HDS Sees 11 Percent Spike in Applicants

The Harvard Divinity School saw an 11 percent increase in total applicants this year, prompted in large part by the weak economy and HDS’s increased efforts to reach prospective students, said Maritza S. Hernandez, associate dean of student services at the school.

This represents the second consecutive year in which the school has reported significant increases in applicant numbers. Last year, the number of applicants increased by almost 15 percent from the previous year.

“The economy has played a role,” Hernandez said. “Usually during economic downturns, people sort of re-evaluate their lives. They take it as an opportunity to maybe follow their passion and do what they want, especially if they’ve been laid off.”

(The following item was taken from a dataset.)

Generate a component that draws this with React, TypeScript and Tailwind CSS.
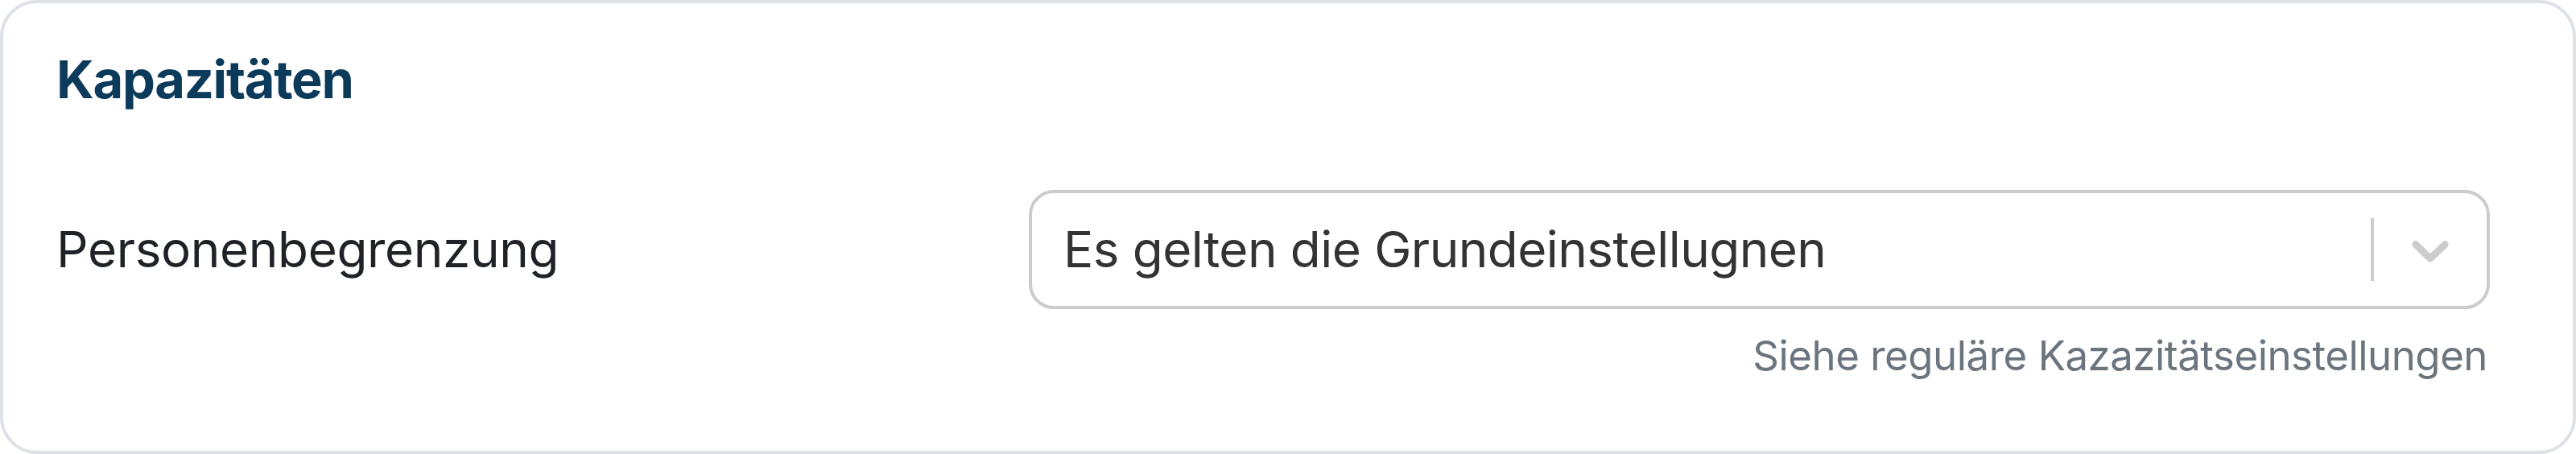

Though she predicted that the school will continue to see high applicant rates given the current state of the economy, there are no plans to increase the class size.

“We’re at a level where we can provide the type of education that the Divinity School wants to provide,” Hernandez said.

The only other significant increase in applications to HDS in recent times was in 2002, when Harvard reported a more than 11 percent jump in applicants following the aftermath of the September 11 attacks, said Hernandez.

Similar increases were seen nationwide, with enrollment in seminaries increasing by 8 percent that year, according to the Association of Theological Schools.

Besides the economic downturn, Hernandez credited the spike in applicants to the school’s increased efforts to promote HDS and its programs to prospective students.

The admissions department reached out to more than 2,000 colleges and universities that did not traditionally produce HDS applicants.

It also started a Diversity and Explorations Program in 2007, aimed at informing underrepresented racial and ethnic groups about opportunities in ministerial and theological education. These efforts informed “people who wouldn’t have [otherwise] thought about divinity schools,” Hernandez said.

According to students, such efforts, along with the non-denominational stance of the school, contributed to its attractiveness.

“HDS might be a good place because it is a program that is pretty open as opposed to Yale or the [University of Chicago],” said Matthew A. Lewis, a first-year student at HDS.